The online MBA at the University of Southern California’s Marshall Business School offers students a global- and entrepreneurial-focused business education.
“That means we encourage innovative ideas from faculty, staff, and students in educational programs and courses, and in research and teaching content,” Patricia H. Mills, Vice-Dean of Online Learning and Executive Education at the Marshall School of Business, says. “That approach led to the integrated curriculum that was designed and produced with collaboration from corporate focus groups, faculty, instructional designers, and media specialists.”
The Marshall OMBA takes roughly 21 months to complete, with an estimated weekly time commitment of 25 hours per week.
Marshall OMBAs kick off their first year with the Residential Intensive Week, an in-person experience where students complete their first course covering topics of Communication and Strategy, capped off by a case competition.
“The Residential Intensive Week gives students a wonderful opportunity to get to know their faculty and all of their classmates in person before completing the rest of the program, which is equally interactive but entirely online,” Miriam Burgos, Professor and Academic Director for the Marshall Online MBA, says.

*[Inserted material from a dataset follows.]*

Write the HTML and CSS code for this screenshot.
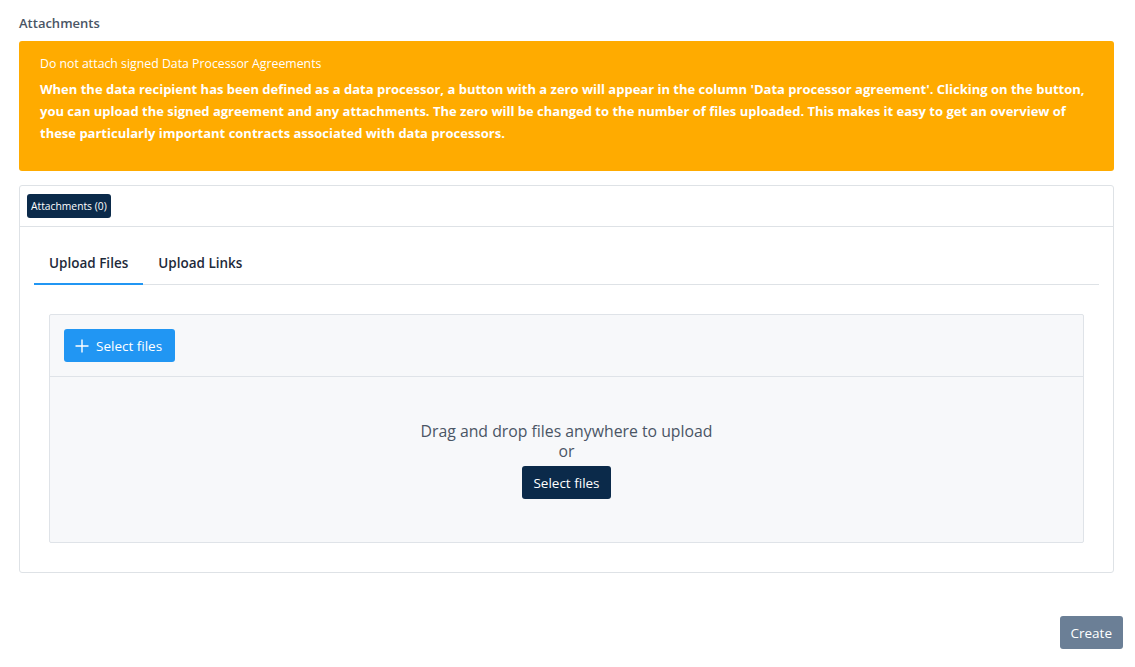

After the first course, Marshall OMBAs take five additional courses, one per semester, to complete their degree. Each of the five courses cover four subject areas that pertain to a central theme. The five courses include Fundamental of Business, Opportunity Recognition and Implementation, Managing Inside the Firm, Managing Outside the Firm, and Business Environment and Leadership.
Globalization has been a priority for USC Marshall for the last 25 years, with the b-school investing heavily in programs, centers, and intellectual capital emphasizing global issues.
“Our student body and faculty are globally diverse and value global experiences,” Mills says. “The University of Southern California is one of the most international universities in the world with a commitment to increasing its global presence.”
And the emphasis on global issues is prevalent in the Tepper OMBA coursework.
In “Opportunity Recognition and Development,” students identify and implement new business opportunities on a global scale.
In “The Role of the Manager,” students are introduced to business issues facing global executives today including marketing and communications concepts, analysis of financial statements, operational assessments, innovation and technology management, and strategic growth initiatives in a global economy.
Just this year, a group of Marshall OMBAs participated in a trip to China and Hong Kong, visiting seven different business including Volkswagen and Huawei.
“Advancing Marshall’s position as an innovator and leader in global business education requires cultivating a global mindset among faculty and students, creating and delivering global educational experiences, and producing research that speaks to global business issues,” Mills says.
OMBAs have extensive resources available to them in career planning.
Two corporate career coaches work individually with Marshall OMBAs in planning for their career goals.
Additionally, OMBAs can join the USC Marshall and Leventhal Alumni Association, or “The Network,” on day one of their enrollment as Marshall students. Membership in The Network gives students access to the world-wide USC alumni network, including events that take place across the U.S. and all over the world.
Located in Los Angeles, Marshall has deep ties to the neighboring region allowing students to access a number of opportunities.
“USC’s location in Los Angeles gives students the opportunity to interact with businesses and nonprofit organizations, in classes, as interns, and in other experiential ways,” Mills says. “It gives faculty the opportunity to acquire and create knowledge through research, writing cases, and developing other curricular materials.”